In contrast, the new method gets all cancellation over with early, entirely in the 1-x step. This is not even as bad as it may seem. Because we are working at slightly increased precision, we can actually represent 1-x and 1+x exactly, with no error. Note we are assuming the input is exact, which would not be valid if we were doing interval arithmetic. From then on, we get some error from doing the division, square root, and arctangent, but these errors are much more controlled, and not subject to the loss of significance from cancellation. Really, the only thing we sacrifice is a little bit of precision near x=0. This is no trouble for us, because acos(0)=pi/2 is not close to zero, so a bit of absolute error still gives small relative error.

To make things more explicit, I have added the following test cases based on the example I gave above. I will add these to the pull request momentarily.
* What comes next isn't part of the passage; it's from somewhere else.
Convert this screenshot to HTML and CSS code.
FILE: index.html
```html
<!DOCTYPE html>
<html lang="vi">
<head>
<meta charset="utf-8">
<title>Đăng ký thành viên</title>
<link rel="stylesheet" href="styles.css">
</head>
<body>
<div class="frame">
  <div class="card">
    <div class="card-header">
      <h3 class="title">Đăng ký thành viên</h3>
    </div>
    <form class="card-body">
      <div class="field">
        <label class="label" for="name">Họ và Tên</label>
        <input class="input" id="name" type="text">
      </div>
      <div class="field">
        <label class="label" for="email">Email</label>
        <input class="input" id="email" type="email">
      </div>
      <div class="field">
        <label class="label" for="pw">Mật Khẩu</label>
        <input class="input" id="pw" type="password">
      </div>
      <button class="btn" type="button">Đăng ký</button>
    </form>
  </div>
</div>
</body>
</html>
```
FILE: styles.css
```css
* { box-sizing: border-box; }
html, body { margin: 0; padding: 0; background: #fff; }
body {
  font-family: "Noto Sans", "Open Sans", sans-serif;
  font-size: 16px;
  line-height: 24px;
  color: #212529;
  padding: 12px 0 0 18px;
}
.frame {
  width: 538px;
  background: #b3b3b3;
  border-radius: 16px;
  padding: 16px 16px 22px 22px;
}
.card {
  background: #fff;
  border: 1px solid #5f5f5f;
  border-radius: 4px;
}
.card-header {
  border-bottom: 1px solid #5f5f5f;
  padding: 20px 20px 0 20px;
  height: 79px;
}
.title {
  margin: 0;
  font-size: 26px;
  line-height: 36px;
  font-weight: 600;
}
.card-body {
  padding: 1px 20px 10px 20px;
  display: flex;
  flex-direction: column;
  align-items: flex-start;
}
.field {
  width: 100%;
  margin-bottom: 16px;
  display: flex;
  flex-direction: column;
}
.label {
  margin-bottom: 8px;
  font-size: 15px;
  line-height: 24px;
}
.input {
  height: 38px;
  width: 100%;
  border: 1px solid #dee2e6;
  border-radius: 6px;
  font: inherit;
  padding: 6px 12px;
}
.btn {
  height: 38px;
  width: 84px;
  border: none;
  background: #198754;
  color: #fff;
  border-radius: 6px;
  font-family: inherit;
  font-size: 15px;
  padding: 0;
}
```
acos(x) computed by...    | pr=25, x=0.9999999999999999995      | pr=30, x=0.99999999999999999999995 
--------------------------|-------------------------------------|-------------------------------------------
...old method (incorrect) | 0.000000001000000000000000000077    | 0.00000000001000000000000000000000023
...new method (correct)   | 0.000000001000000000000000000041667 | 0.0000000000100000000000000000000000416667
AldenMB commented 1 year ago

For those interested: you can make the example given more rigorous by noting acos(1-x**2/2) = x + x**3/24 + O(x**5) and taking x=10**-k. This also explains the factor of 1/24=0.0416666 which appears in the examples. You could prove that identity by taking the derivative, using a binomial series, and integrating term by term.